Несмотря на все это, надо было, конечно, идти вперед. Возврат был уже невозможен. Столько народу успело себя скомпрометировать перед разными правительствами, в разных углах Европы, столько преодолено тяжких препятствий, принесено жертв, что, если бы вожди попятились назад, произошло бы общее смятение, взрыв негодования, посыпались бы обвинения в трусости, в измене (на что поляки необыкновенно скоры: у них сейчас «zdroica! zdrada!»). Начальники округов могли бы предпринять еще более бестолковое восстание, просто с отчаяния, став, иные, может быть, в несравненно безвыходнейшее положение, чем Заливский в доме Тышкевича, в Кульбушеве.

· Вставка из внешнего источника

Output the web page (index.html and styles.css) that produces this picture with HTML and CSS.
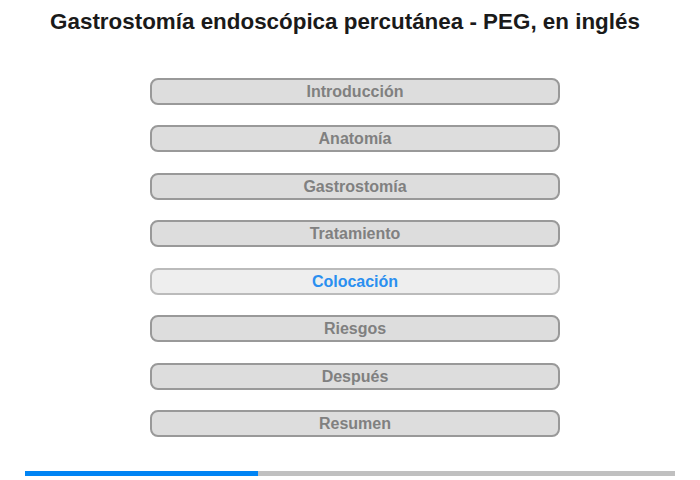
FILE: index.html
```html
<!DOCTYPE html>
<html lang="es">
<head>
<meta charset="utf-8">
<link rel="stylesheet" href="styles.css">
</head>
<body>
<div class="page">
  <h1 class="title">Gastrostomía endoscópica percutánea - PEG, en inglés</h1>
  <nav class="menu">
    <div class="item">Introducción</div>
    <div class="item">Anatomía</div>
    <div class="item">Gastrostomía</div>
    <div class="item">Tratamiento</div>
    <div class="item active">Colocación</div>
    <div class="item">Riesgos</div>
    <div class="item">Después</div>
    <div class="item">Resumen</div>
  </nav>
  <div class="progress"><div class="progress-fill" style="width:35.8%"></div></div>
</div>
</body>
</html>
```
FILE: styles.css
```css
html, body { margin: 0; padding: 0; background: #fff; }
body { font-family: "Liberation Sans", Arial, sans-serif; }
.page { width: 700px; height: 480px; }
.title {
  margin: 0;
  padding: 9px 10px 0 0;
  font-size: 22.4px;
  line-height: 26px;
  font-weight: bold;
  color: #1a1a1a;
  text-align: center;
}
.menu {
  display: flex;
  flex-direction: column;
  align-items: center;
  gap: 20.45px;
  margin-top: 43px;
  padding-left: 10px;
}
.item {
  box-sizing: border-box;
  width: 410px;
  height: 27px;
  border: 2px solid #999;
  border-radius: 8px;
  background: #ddd;
  color: #808080;
  font-size: 16px;
  font-weight: bold;
  line-height: 23px;
  text-align: center;
}
.item.active {
  background: #eee;
  border-color: #bbb;
  color: #2a8ff0;
}
.progress {
  margin: 34px 25px 0;
  height: 5px;
  background: #c0c0c0;
}
.progress-fill { height: 100%; background: #0084f4; }
```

Собравши в Галиции небольшую банду в 24 человека Дзевицкий, по-видимому, весьма хорошо рассчитал действие при переходе в Царство: он думал напасть ночью врасплох на казачий пост в местечке Поланце
[31], перебить казаков и захватить их оружие и лошадей. Но переправа через Вислу заняла столько времени, что когда Дзевицкий, к счастью людей, очутился на другом берегу, стало светать. Боясь быть открытым, он приказал остальной кучке переправляться как можно поспешнее и догонять товарищей, а сам, всего с четырьмя партизанами, двинулся к Поланцу бегом, измучил людей и себя, и атака была неудачна: казаки перехватали повстанцев и отвезли в ближайший город, откуда они были отосланы в Варшаву
[32]. Дзевицкий где-то на привале спросил стакан воды, быстро всыпал в него яду и отравился. Часть банды, подошедшая потом к Полавцу, узнав об участи товарищей, разбрелась по лесам. Кое-кто после пристал к другим партиям.
24 марта н. ст. пробралась в Царство партия Гецольда и Шпека, но вскоре, встретив разные препятствия, бросила вождей, и они должны были соединиться с партией Завиши, о которой будет сказано ниже.
2 апреля н. ст. перешла границу около деревни Уфиловец (?) партия Бялковского, в 10 человек, набранная в Галиции, в окрестностях местечка Збышева, приведена к присяге ксендзом с соблюдением всех обрядов, требуемых католической церковью, и пустилась бродить по лесам, в разных направлениях, терпя нужду и голод до такой степени, что солдаты и их начальник зачастую ничего не ели по двое и по трое суток сряду. Первую пищу привез им ксендз Михаил Старжинский; потом прислала сыру и ветчины помещица Новаковская. Позже снова приехал ксендз
[33].
Ни в какую деревню, тем более в местечко или в город, воины Бялковского и он сам не смели, что называется, и носу показывать. Им были постоянным убежищем глухие чащи, окруженные трясинами, да и те приходилось беспрестанно менять из опасения столкнуться с казачьими разъездами или быть захваченным крестьянской облавой, какие делали в иных местах войты гмин, по приказанию начальства, так как история Наезда уже разоблачилась
[34].
22 апреля н. ст. перешла границу новая партия, в 13 человек, под командой офицера польских войск Лубинского, которая, встретясь с бандой Бялковского в лесу под Юзефовым
[35], соединилась с ней, и вместе предприняли нападение на казачий пост в сказанном местечке. Для этого все силы, 23 человека, где были, между прочим, остатки банды Дзевицкого, paзделились на четыре части, и каждой части дан особый начальник. Одной такой частью, в 5 человек, командовал молодой энтузиаст, Антон Карчевский, сын официалиста
[36] из чьего-то богатого имения, служивший в революцию 1830–1831 годов в корпусе Ружицкого. Он явился первый на площади, махая саблей, – и тут же был захвачен казаками с тремя своими людьми
[37] и доставлен в Варшаву. Остальная часть банды разбежалась.